* Exercise requirements:
Give the material once more, word for word, without any images.

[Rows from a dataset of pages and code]

──────────

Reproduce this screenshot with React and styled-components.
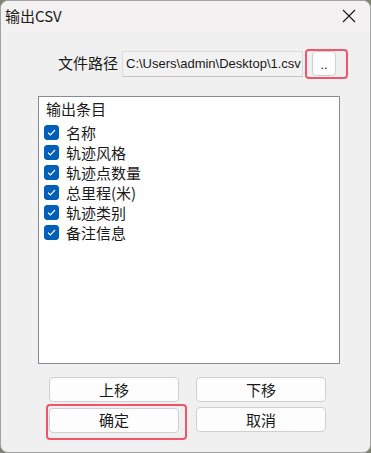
import { useState } from 'react';
import styled, { createGlobalStyle } from 'styled-components';

const fields = ['名称', '轨迹风格', '轨迹点数量', '总里程(米)', '轨迹类别', '备注信息'];

const GlobalStyle = createGlobalStyle`
  html, body {
    margin: 0;
    padding: 0;
    background: #7d8472;
  }
  * {
    box-sizing: border-box;
  }
`;

const Window = styled.div`
  width: 371px;
  height: 453px;
  background: #f0f0f0;
  border: 1px solid #a3a3a3;
  border-radius: 8px;
  overflow: hidden;
  display: flex;
  flex-direction: column;
  font-family: "Noto Sans CJK SC", "Liberation Sans", sans-serif;
  color: #1a1a1a;
`;

const TitleBar = styled.div`
  height: 31px;
  background: #f3f1f1;
  display: flex;
  align-items: center;
  justify-content: space-between;
  padding: 0 14px 2px 4px;
`;

const Title = styled.span`
  font-size: 15px;
  line-height: 20px;
`;

const CloseButton = styled.div`
  width: 14px;
  height: 14px;
  display: flex;
  cursor: pointer;
`;

const PathRow = styled.div`
  display: flex;
  align-items: flex-start;
  margin-top: 17px;
  padding-left: 57px;
`;

const Label = styled.span`
  font-size: 15px;
  line-height: 20px;
  margin-top: 4px;
  width: 64px;
  white-space: nowrap;
`;

const PathInput = styled.div`
  width: 181px;
  height: 26px;
  margin-top: 2px;
  background: #f2f2f2;
  border: 1px solid #dcdcdc;
  border-bottom-color: #c4c4c4;
  font-family: "Liberation Sans", Arial, sans-serif;
  font-size: 13px;
  line-height: 24px;
  padding-left: 3px;
  white-space: nowrap;
  overflow: hidden;
`;

const Highlight = styled.div`
  position: relative;
  &::after {
    content: '';
    position: absolute;
    left: ${({ $l }) => $l}px;
    top: ${({ $t }) => $t}px;
    right: ${({ $r }) => $r}px;
    bottom: ${({ $b }) => $b}px;
    border: 2px solid #f0566a;
    border-radius: 4px;
    pointer-events: none;
  }
`;

const BrowseButton = styled.button`
  width: 24px;
  height: 25px;
  margin: 2px 0 0 9px;
  padding: 0;
  background: #fdfdfd;
  border: 1px solid #d0d0d0;
  border-radius: 4px;
  font-family: "Liberation Sans", Arial, sans-serif;
  font-size: 13px;
  line-height: 26px;
  color: #1a1a1a;
`;

const ListBox = styled.div`
  margin: 19px 0 0 37px;
  width: 302px;
  height: 268px;
  background: #ffffff;
  border: 1px solid #878b96;
  padding: 2px 0 0 0;
`;

const ListHeader = styled.div`
  font-size: 15px;
  line-height: 20px;
  padding-left: 7px;
`;

const Items = styled.div`
  margin-top: 3px;
  display: flex;
  flex-direction: column;
`;

const Item = styled.label`
  height: 20px;
  display: flex;
  align-items: center;
  gap: 7px;
  padding-left: 5px;
  font-size: 15px;
  cursor: pointer;
`;

const CheckBox = styled.span`
  width: 15px;
  height: 15px;
  border-radius: 3px;
  background: ${({ $checked }) => ($checked ? '#005fb8' : '#ffffff')};
  border: 1px solid ${({ $checked }) => ($checked ? '#005fb8' : '#8a8a8a')};
  display: flex;
  align-items: center;
  justify-content: center;
`;

const ButtonGrid = styled.div`
  margin: 13px 0 0 48px;
  display: grid;
  grid-template-columns: 130px 130px;
  column-gap: 17px;
  row-gap: 5px;
`;

const Button = styled.button`
  width: 130px;
  height: 25px;
  padding: 0;
  background: #fdfdfd;
  border: 1px solid #d0d0d0;
  border-radius: 4px;
  font-family: "Noto Sans CJK SC", sans-serif;
  font-size: 15px;
  font-weight: 400;
  line-height: 22px;
  color: #1a1a1a;
`;

const App = () => {
    const [checked, setChecked] = useState(fields.map(() => true));

    const toggle = (i) => {
        setChecked(c => c.map((v, j) => (j === i ? !v : v)));
    };

    return (
        <>
            <GlobalStyle />
            <Window>
                <TitleBar>
                    <Title>输出CSV</Title>
                    <CloseButton>
                        <svg width="14" height="14" viewBox="0 0 14 14">
                            <path d="M1 1 L13 13 M13 1 L1 13" stroke="#1a1a1a" strokeWidth="1.1" fill="none" />
                        </svg>
                    </CloseButton>
                </TitleBar>
                <PathRow>
                    <Label>文件路径</Label>
                    <PathInput>C:\Users\admin\Desktop\1.csv</PathInput>
                    <Highlight $l={2} $t={0} $r={-12} $b={-3}>
                        <BrowseButton>..</BrowseButton>
                    </Highlight>
                </PathRow>
                <ListBox>
                    <ListHeader>输出条目</ListHeader>
                    <Items>
                        {fields.map((f, i) => (
                            <Item key={f} onClick={() => toggle(i)}>
                                <CheckBox $checked={checked[i]}>
                                    {checked[i] && (
                                        <svg width="11" height="11" viewBox="0 0 11 11">
                                            <path d="M2 5.8 L4.4 8 L9 3" stroke="#ffffff" strokeWidth="1.2" fill="none" />
                                        </svg>
                                    )}
                                </CheckBox>
                                <span>{f}</span>
                            </Item>
                        ))}
                    </Items>
                </ListBox>
                <ButtonGrid>
                    <Button>上移</Button>
                    <Button>下移</Button>
                    <Highlight $l={-3} $t={-3} $r={-8} $b={-7}>
                        <Button>确定</Button>
                    </Highlight>
                    <Button>取消</Button>
                </ButtonGrid>
            </Window>
        </>
    );
};

export default App;
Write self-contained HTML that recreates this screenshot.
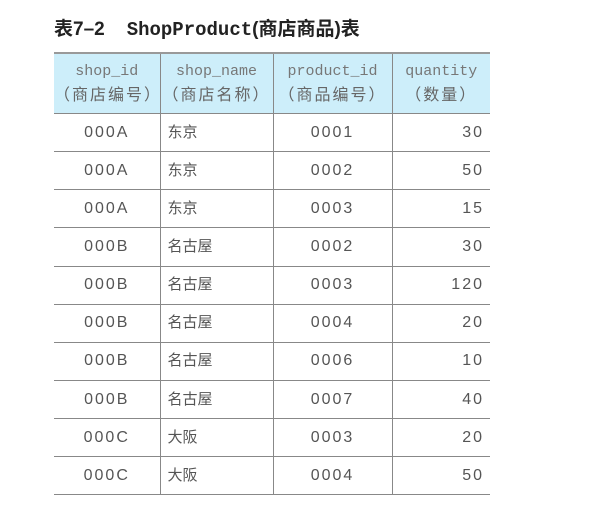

──────────

* Result of this task:
Reproduce this screenshot with React and styled-components.
import { useState } from 'react';
import styled, { createGlobalStyle } from 'styled-components';

const fields = ['名称', '轨迹风格', '轨迹点数量', '总里程(米)', '轨迹类别', '备注信息'];

const GlobalStyle = createGlobalStyle`
  html, body {
    margin: 0;
    padding: 0;
    background: #7d8472;
  }
  * {
    box-sizing: border-box;
  }
`;

const Window = styled.div`
  width: 371px;
  height: 453px;
  background: #f0f0f0;
  border: 1px solid #a3a3a3;
  border-radius: 8px;
  overflow: hidden;
  display: flex;
  flex-direction: column;
  font-family: "Noto Sans CJK SC", "Liberation Sans", sans-serif;
  color: #1a1a1a;
`;

const TitleBar = styled.div`
  height: 31px;
  background: #f3f1f1;
  display: flex;
  align-items: center;
  justify-content: space-between;
  padding: 0 14px 2px 4px;
`;

const Title = styled.span`
  font-size: 15px;
  line-height: 20px;
`;

const CloseButton = styled.div`
  width: 14px;
  height: 14px;
  display: flex;
  cursor: pointer;
`;

const PathRow = styled.div`
  display: flex;
  align-items: flex-start;
  margin-top: 17px;
  padding-left: 57px;
`;

const Label = styled.span`
  font-size: 15px;
  line-height: 20px;
  margin-top: 4px;
  width: 64px;
  white-space: nowrap;
`;

const PathInput = styled.div`
  width: 181px;
  height: 26px;
  margin-top: 2px;
  background: #f2f2f2;
  border: 1px solid #dcdcdc;
  border-bottom-color: #c4c4c4;
  font-family: "Liberation Sans", Arial, sans-serif;
  font-size: 13px;
  line-height: 24px;
  padding-left: 3px;
  white-space: nowrap;
  overflow: hidden;
`;

const Highlight = styled.div`
  position: relative;
  &::after {
    content: '';
    position: absolute;
    left: ${({ $l }) => $l}px;
    top: ${({ $t }) => $t}px;
    right: ${({ $r }) => $r}px;
    bottom: ${({ $b }) => $b}px;
    border: 2px solid #f0566a;
    border-radius: 4px;
    pointer-events: none;
  }
`;

const BrowseButton = styled.button`
  width: 24px;
  height: 25px;
  margin: 2px 0 0 9px;
  padding: 0;
  background: #fdfdfd;
  border: 1px solid #d0d0d0;
  border-radius: 4px;
  font-family: "Liberation Sans", Arial, sans-serif;
  font-size: 13px;
  line-height: 26px;
  color: #1a1a1a;
`;

const ListBox = styled.div`
  margin: 19px 0 0 37px;
  width: 302px;
  height: 268px;
  background: #ffffff;
  border: 1px solid #878b96;
  padding: 2px 0 0 0;
`;

const ListHeader = styled.div`
  font-size: 15px;
  line-height: 20px;
  padding-left: 7px;
`;

const Items = styled.div`
  margin-top: 3px;
  display: flex;
  flex-direction: column;
`;

const Item = styled.label`
  height: 20px;
  display: flex;
  align-items: center;
  gap: 7px;
  padding-left: 5px;
  font-size: 15px;
  cursor: pointer;
`;

const CheckBox = styled.span`
  width: 15px;
  height: 15px;
  border-radius: 3px;
  background: ${({ $checked }) => ($checked ? '#005fb8' : '#ffffff')};
  border: 1px solid ${({ $checked }) => ($checked ? '#005fb8' : '#8a8a8a')};
  display: flex;
  align-items: center;
  justify-content: center;
`;

const ButtonGrid = styled.div`
  margin: 13px 0 0 48px;
  display: grid;
  grid-template-columns: 130px 130px;
  column-gap: 17px;
  row-gap: 5px;
`;

const Button = styled.button`
  width: 130px;
  height: 25px;
  padding: 0;
  background: #fdfdfd;
  border: 1px solid #d0d0d0;
  border-radius: 4px;
  font-family: "Noto Sans CJK SC", sans-serif;
  font-size: 15px;
  font-weight: 400;
  line-height: 22px;
  color: #1a1a1a;
`;

const App = () => {
    const [checked, setChecked] = useState(fields.map(() => true));

    const toggle = (i) => {
        setChecked(c => c.map((v, j) => (j === i ? !v : v)));
    };

    return (
        <>
            <GlobalStyle />
            <Window>
                <TitleBar>
                    <Title>输出CSV</Title>
                    <CloseButton>
                        <svg width="14" height="14" viewBox="0 0 14 14">
                            <path d="M1 1 L13 13 M13 1 L1 13" stroke="#1a1a1a" strokeWidth="1.1" fill="none" />
                        </svg>
                    </CloseButton>
                </TitleBar>
                <PathRow>
                    <Label>文件路径</Label>
                    <PathInput>C:\Users\admin\Desktop\1.csv</PathInput>
                    <Highlight $l={2} $t={0} $r={-12} $b={-3}>
                        <BrowseButton>..</BrowseButton>
                    </Highlight>
                </PathRow>
                <ListBox>
                    <ListHeader>输出条目</ListHeader>
                    <Items>
                        {fields.map((f, i) => (
                            <Item key={f} onClick={() => toggle(i)}>
                                <CheckBox $checked={checked[i]}>
                                    {checked[i] && (
                                        <svg width="11" height="11" viewBox="0 0 11 11">
                                            <path d="M2 5.8 L4.4 8 L9 3" stroke="#ffffff" strokeWidth="1.2" fill="none" />
                                        </svg>
                                    )}
                                </CheckBox>
                                <span>{f}</span>
                            </Item>
                        ))}
                    </Items>
                </ListBox>
                <ButtonGrid>
                    <Button>上移</Button>
                    <Button>下移</Button>
                    <Highlight $l={-3} $t={-3} $r={-8} $b={-7}>
                        <Button>确定</Button>
                    </Highlight>
                    <Button>取消</Button>
                </ButtonGrid>
            </Window>
        </>
    );
};

export default App;
Write self-contained HTML that recreates this screenshot.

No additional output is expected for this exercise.